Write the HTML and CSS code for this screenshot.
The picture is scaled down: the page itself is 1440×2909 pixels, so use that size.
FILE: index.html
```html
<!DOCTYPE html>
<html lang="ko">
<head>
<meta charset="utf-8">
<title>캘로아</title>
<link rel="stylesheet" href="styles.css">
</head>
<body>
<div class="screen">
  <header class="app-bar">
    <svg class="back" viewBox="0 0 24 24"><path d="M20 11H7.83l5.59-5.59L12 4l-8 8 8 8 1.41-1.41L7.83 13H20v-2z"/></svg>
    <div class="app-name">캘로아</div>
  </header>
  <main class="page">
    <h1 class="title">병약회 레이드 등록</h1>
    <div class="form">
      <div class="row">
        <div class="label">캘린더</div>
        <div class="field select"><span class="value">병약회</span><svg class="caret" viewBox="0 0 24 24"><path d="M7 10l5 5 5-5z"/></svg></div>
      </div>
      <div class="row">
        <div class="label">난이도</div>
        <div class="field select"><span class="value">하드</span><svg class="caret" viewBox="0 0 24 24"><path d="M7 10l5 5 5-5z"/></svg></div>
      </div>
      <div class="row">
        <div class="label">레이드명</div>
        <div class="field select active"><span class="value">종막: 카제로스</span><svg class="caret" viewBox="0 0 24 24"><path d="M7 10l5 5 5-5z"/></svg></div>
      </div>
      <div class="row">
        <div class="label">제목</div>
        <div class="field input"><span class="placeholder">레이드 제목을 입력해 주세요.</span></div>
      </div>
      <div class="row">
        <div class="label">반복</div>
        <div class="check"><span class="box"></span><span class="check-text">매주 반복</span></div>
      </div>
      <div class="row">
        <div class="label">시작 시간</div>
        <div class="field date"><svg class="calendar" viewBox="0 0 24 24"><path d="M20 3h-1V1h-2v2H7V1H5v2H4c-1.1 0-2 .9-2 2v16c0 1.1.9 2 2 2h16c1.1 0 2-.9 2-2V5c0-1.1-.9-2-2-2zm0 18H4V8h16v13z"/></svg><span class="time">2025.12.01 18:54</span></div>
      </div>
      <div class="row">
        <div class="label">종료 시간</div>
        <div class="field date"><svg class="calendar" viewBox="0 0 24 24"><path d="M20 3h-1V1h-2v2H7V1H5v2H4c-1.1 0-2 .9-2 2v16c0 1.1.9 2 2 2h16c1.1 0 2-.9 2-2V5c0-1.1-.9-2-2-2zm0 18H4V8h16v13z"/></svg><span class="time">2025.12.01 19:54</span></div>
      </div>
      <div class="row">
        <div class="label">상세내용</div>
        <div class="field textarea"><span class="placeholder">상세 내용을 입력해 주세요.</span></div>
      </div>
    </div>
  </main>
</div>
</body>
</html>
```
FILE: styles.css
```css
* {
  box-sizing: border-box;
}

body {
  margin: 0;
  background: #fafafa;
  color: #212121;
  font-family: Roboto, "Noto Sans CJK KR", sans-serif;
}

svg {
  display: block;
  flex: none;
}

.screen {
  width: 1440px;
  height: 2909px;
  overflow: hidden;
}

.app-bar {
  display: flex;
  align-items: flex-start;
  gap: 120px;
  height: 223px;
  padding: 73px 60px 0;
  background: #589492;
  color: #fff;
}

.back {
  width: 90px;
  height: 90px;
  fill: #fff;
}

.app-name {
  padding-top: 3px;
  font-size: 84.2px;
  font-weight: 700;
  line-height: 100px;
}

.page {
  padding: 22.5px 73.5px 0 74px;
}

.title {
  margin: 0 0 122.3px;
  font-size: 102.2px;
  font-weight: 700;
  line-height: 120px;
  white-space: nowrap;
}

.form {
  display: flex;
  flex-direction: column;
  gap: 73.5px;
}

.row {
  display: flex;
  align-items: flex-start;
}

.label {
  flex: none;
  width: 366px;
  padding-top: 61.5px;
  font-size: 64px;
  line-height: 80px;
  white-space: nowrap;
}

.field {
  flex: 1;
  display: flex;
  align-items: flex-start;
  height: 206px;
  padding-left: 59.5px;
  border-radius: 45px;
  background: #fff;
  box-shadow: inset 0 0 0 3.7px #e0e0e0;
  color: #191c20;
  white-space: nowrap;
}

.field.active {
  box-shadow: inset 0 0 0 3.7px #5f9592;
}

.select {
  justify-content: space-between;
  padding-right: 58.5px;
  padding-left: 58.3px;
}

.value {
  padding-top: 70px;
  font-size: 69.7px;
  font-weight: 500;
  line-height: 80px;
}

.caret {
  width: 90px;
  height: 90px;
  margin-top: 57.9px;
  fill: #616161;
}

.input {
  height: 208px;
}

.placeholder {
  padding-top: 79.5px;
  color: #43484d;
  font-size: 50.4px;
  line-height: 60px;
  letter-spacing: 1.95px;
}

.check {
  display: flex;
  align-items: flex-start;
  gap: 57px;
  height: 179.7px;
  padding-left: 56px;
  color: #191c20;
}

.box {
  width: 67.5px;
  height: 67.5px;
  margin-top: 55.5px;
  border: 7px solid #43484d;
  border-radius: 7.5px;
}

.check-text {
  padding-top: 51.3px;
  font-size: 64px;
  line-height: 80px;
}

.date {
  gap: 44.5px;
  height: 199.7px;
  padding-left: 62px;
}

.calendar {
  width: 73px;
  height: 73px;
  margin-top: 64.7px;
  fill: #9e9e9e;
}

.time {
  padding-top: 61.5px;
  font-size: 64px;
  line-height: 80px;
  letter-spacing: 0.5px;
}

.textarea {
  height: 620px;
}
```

...

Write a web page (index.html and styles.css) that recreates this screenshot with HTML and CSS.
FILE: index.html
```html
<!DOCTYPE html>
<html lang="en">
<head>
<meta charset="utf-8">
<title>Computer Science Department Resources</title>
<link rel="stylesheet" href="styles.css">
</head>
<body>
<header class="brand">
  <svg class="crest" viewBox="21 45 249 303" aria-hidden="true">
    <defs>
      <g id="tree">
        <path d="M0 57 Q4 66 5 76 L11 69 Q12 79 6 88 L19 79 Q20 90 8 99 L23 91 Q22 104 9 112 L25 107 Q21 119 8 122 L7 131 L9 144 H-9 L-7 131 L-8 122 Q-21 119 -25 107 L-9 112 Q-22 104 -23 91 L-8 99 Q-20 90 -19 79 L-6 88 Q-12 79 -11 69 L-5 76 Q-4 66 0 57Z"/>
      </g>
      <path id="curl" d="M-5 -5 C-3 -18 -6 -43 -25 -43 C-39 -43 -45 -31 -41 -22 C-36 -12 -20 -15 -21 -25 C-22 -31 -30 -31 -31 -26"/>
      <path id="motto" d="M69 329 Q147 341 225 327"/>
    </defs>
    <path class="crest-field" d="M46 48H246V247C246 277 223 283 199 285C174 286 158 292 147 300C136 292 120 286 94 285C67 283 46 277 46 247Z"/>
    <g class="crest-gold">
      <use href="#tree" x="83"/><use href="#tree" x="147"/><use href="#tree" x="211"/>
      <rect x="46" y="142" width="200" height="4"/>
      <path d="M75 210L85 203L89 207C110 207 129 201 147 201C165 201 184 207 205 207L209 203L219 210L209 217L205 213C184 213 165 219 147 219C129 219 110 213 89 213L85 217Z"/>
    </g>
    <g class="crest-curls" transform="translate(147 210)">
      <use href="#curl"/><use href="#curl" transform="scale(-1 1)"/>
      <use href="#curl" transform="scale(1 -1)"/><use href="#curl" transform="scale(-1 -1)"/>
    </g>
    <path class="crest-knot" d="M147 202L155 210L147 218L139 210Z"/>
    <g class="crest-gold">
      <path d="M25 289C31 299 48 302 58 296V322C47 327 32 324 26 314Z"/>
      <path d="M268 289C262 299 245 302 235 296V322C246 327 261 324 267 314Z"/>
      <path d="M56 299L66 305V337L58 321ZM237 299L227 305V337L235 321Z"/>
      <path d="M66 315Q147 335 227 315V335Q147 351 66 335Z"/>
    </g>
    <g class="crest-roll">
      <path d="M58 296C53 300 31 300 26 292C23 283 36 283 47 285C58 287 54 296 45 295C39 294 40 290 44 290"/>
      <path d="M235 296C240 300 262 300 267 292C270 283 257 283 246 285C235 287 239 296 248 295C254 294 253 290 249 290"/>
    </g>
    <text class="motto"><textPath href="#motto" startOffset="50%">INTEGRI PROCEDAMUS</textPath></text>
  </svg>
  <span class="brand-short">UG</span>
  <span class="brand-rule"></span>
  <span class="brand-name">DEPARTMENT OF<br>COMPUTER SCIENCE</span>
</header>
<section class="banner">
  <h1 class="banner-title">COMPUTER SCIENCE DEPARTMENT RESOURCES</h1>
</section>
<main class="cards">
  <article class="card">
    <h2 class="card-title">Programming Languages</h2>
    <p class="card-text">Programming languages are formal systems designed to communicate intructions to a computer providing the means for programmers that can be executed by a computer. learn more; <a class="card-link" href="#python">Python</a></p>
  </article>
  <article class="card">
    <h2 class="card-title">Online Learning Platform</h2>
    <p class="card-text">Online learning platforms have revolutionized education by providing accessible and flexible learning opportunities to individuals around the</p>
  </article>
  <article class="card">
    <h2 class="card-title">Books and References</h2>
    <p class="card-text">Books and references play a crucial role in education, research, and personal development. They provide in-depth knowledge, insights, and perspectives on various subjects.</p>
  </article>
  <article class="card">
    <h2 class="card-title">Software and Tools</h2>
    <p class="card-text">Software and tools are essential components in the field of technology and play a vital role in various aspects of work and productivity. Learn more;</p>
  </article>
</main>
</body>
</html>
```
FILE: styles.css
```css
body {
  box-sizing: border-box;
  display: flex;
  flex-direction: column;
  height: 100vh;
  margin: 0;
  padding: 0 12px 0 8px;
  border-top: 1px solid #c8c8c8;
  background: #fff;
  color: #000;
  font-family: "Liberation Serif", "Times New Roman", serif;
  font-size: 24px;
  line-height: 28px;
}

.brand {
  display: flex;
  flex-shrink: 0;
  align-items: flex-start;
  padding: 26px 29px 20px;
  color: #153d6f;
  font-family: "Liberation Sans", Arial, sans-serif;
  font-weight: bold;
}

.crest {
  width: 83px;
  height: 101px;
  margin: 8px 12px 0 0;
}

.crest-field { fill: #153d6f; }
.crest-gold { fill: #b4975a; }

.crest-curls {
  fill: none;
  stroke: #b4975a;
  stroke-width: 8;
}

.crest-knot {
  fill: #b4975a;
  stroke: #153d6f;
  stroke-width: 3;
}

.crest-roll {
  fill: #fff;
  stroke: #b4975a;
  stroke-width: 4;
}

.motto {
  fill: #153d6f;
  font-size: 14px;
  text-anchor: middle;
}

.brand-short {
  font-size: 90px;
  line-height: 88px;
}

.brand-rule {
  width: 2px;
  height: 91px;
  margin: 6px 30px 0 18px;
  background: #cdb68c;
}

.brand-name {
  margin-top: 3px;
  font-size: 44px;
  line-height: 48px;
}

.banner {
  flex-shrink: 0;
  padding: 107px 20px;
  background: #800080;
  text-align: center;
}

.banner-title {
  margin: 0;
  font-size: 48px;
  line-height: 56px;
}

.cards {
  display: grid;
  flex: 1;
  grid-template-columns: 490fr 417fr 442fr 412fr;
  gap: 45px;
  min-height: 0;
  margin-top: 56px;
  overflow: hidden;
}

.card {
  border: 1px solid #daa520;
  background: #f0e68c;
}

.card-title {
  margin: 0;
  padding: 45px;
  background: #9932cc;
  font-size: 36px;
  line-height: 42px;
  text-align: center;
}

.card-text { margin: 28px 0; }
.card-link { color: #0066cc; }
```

--

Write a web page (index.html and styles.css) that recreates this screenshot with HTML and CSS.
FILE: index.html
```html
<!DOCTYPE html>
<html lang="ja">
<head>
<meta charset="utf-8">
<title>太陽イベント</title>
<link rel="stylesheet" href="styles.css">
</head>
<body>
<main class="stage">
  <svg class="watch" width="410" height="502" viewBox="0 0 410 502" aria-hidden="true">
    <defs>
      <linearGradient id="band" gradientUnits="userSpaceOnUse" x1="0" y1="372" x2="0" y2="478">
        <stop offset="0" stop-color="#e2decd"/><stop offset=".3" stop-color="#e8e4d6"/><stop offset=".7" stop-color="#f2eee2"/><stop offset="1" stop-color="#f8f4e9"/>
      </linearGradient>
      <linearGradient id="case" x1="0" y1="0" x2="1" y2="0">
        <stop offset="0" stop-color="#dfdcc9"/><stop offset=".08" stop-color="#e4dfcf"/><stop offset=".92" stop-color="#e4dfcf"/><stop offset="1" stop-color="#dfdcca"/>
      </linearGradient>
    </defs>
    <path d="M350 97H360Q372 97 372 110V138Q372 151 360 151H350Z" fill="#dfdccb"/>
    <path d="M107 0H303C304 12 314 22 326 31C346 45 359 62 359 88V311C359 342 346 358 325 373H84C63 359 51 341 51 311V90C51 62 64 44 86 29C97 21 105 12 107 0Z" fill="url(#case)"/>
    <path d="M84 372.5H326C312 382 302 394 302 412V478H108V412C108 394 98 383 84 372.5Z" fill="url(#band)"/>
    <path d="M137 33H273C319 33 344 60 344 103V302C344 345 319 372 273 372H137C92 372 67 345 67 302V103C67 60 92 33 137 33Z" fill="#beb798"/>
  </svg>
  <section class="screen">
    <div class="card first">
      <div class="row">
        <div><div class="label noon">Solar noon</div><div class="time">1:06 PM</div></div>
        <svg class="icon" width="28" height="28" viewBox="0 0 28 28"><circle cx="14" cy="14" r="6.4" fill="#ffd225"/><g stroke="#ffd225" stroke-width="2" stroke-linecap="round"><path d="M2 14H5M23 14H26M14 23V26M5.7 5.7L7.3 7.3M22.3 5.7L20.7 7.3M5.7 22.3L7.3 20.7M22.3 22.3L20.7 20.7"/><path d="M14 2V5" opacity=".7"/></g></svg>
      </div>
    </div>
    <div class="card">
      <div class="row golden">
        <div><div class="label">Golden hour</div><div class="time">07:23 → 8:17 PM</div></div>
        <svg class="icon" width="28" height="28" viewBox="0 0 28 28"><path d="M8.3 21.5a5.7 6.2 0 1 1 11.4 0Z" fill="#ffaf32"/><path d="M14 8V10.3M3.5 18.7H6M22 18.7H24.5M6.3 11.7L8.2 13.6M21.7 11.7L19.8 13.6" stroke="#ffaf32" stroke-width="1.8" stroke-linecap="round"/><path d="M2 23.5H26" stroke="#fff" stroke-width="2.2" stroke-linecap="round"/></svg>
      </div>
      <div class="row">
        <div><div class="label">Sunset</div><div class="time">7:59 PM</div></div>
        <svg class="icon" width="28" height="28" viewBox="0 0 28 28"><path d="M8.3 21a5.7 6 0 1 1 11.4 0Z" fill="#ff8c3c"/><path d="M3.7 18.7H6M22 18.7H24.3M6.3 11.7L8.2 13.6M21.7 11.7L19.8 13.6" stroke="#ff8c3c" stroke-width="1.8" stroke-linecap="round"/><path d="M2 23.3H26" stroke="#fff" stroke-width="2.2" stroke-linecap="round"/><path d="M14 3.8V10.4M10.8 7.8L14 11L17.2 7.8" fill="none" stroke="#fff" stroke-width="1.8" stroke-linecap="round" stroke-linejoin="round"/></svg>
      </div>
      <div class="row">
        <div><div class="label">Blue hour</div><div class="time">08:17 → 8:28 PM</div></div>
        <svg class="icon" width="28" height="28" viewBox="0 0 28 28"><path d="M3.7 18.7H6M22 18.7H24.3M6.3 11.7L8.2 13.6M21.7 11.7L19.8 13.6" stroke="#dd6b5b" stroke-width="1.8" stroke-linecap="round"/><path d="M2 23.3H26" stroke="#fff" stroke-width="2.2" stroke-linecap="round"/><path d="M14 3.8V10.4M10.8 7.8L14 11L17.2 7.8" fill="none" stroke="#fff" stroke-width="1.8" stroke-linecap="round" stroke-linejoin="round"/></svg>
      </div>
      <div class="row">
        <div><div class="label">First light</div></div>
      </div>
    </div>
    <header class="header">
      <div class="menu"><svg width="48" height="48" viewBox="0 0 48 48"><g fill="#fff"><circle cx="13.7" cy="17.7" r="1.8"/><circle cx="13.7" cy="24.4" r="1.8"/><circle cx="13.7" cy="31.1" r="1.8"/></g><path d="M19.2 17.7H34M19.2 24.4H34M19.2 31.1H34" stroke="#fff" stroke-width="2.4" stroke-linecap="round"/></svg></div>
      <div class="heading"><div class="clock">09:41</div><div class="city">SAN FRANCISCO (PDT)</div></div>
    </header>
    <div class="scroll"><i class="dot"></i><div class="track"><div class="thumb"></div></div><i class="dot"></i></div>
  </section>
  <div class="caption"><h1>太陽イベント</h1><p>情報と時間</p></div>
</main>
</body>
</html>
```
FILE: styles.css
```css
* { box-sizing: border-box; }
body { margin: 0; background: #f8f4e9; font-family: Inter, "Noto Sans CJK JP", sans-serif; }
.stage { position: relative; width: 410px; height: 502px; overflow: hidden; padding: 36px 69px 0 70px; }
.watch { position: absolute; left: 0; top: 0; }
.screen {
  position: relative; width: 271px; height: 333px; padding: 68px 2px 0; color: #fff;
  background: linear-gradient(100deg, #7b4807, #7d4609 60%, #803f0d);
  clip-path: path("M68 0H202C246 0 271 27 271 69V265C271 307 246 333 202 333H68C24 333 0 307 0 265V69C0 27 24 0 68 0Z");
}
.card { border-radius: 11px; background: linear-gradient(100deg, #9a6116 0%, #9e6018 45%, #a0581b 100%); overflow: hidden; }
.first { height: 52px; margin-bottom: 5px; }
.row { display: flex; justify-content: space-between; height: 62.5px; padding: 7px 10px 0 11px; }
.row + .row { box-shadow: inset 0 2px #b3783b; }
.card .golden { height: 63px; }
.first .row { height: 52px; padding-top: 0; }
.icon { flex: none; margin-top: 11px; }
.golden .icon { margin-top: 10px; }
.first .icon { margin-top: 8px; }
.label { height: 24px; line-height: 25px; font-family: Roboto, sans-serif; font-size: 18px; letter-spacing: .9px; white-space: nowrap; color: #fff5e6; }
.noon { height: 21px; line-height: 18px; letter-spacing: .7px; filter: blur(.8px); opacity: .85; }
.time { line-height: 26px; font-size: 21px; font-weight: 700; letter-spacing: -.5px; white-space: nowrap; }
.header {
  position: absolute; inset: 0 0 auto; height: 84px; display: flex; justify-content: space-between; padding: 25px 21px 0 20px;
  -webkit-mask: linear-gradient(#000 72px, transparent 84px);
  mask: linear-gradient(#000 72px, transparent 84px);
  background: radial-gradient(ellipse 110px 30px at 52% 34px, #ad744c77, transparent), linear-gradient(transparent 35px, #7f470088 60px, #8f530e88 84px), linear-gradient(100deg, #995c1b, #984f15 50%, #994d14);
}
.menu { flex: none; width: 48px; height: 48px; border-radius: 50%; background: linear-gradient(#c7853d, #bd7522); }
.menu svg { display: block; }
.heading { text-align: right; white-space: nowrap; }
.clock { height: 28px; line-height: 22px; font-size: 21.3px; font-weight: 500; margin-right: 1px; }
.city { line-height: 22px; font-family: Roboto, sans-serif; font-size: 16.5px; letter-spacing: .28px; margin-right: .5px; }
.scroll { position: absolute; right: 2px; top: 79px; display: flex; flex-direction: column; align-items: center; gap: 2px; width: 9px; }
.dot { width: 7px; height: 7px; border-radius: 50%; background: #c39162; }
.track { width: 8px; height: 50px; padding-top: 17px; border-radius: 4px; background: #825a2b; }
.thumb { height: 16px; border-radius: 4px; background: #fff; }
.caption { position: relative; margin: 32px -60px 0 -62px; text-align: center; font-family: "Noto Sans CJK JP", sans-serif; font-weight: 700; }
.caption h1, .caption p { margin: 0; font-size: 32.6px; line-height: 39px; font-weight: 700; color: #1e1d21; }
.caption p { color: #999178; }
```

■ **Instructions to follow**
Pick each line holding the word "page" out of the listing.

■ **Output of the exercise**
The picture is scaled down: the page itself is 1440×2909 pixels, so use that size.
  <main class="page">
.page {
Write a web page (index.html and styles.css) that recreates this screenshot with HTML and CSS.
Write a web page (index.html and styles.css) that recreates this screenshot with HTML and CSS.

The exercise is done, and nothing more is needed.